= Elcin Barker Ergun =

Elcin Barker Ergun is a business leader in the pharmaceutical industry. In September 2019 she was appointed chief executive officer and member of the board of directors of the Italian company Menarini Group.

== Biography ==
Ergun graduated from TED Ankara College (high school) in Turkey, where she also played basketball and handball and was a member of the team that won the national championship three times. Elcin has a Bachelor of Science degree in computer engineering from Middle East Technical University in Ankara and an MBA from INSEAD (Institut Europeen d’Administration Des Affaires).

Ergun's career started as a software engineer, working for five years in IT management in Amsterdam for ITT Corporation. After her MBA in France, Ergun moved to the UK, leading marketing and supply chain projects at the Northern European head office of Honeywell and later continued as subsidiary chief financial officer. Ergun entered the pharmaceutical industry as chief financial officer of the Turkish subsidiary of GlaxoSmithKline.

After joining Merck KGaA's Healthcare business, Elcin took on roles of increasing seniority within the organisation becoming Executive Vice President and Head of Global Commercial for Merck Serono, achieving significant leadership and business transformation across global commercial operations. This followed her role as Senior Vice President and Head of Intercontinental Region, across the Middle East, Africa, and Russia/CIS countries.

Before she joined Menarini Group, Elcin was based in Boston for three years as Executive Vice President, Head of New Businesses at Merck Healthcare.

Under Ergun's leadership, Menarini has accomplished milestones such as the 2020 acquisition of Stemline Therapeutics, a U.S. commercial-stage biopharmaceutical company, formerly a public listed organization quoted on NASDAQ, focused on the development and commercialization of novel oncology therapeutics. As of 2025, the portfolio of Menarini Stemline, a wholly owned subsidiary of the Menarini Group, includes 3 oncology and onco-hematology products.

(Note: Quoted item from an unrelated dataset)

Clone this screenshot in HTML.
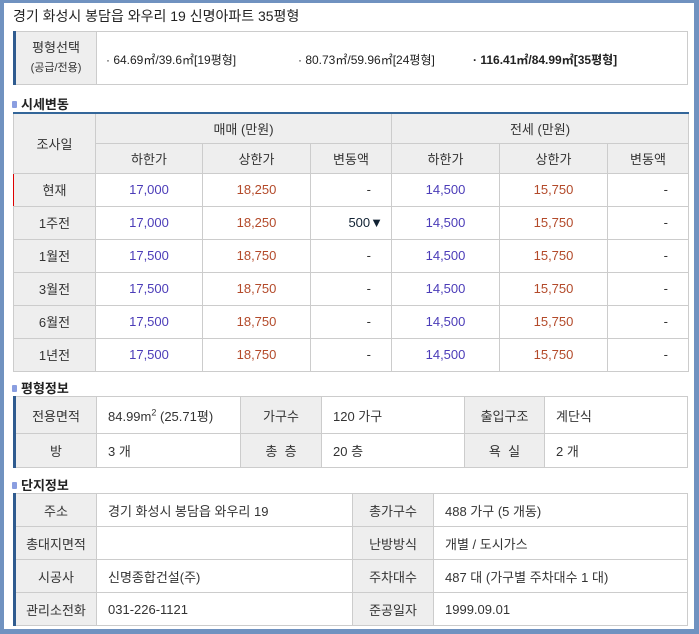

In December 2023, the Menarini Group signed an exclusive licensing agreement with Insilico Medicine, a biotech company specializing in generative AI. The partnership grants Menarini global rights to develop and commercialize a small molecule inhibitor of KAT6, aimed at treating hormone-sensitive tumors and other potential therapeutic areas. In December 2024, the Menarini Group and Insilico Medicine concluded a second exclusive licensing agreement. This partnership grants the Menarini Group global rights to develop and commercialize a preclinical molecule targeting an oncological area with a significant need for innovative therapeutic solutions.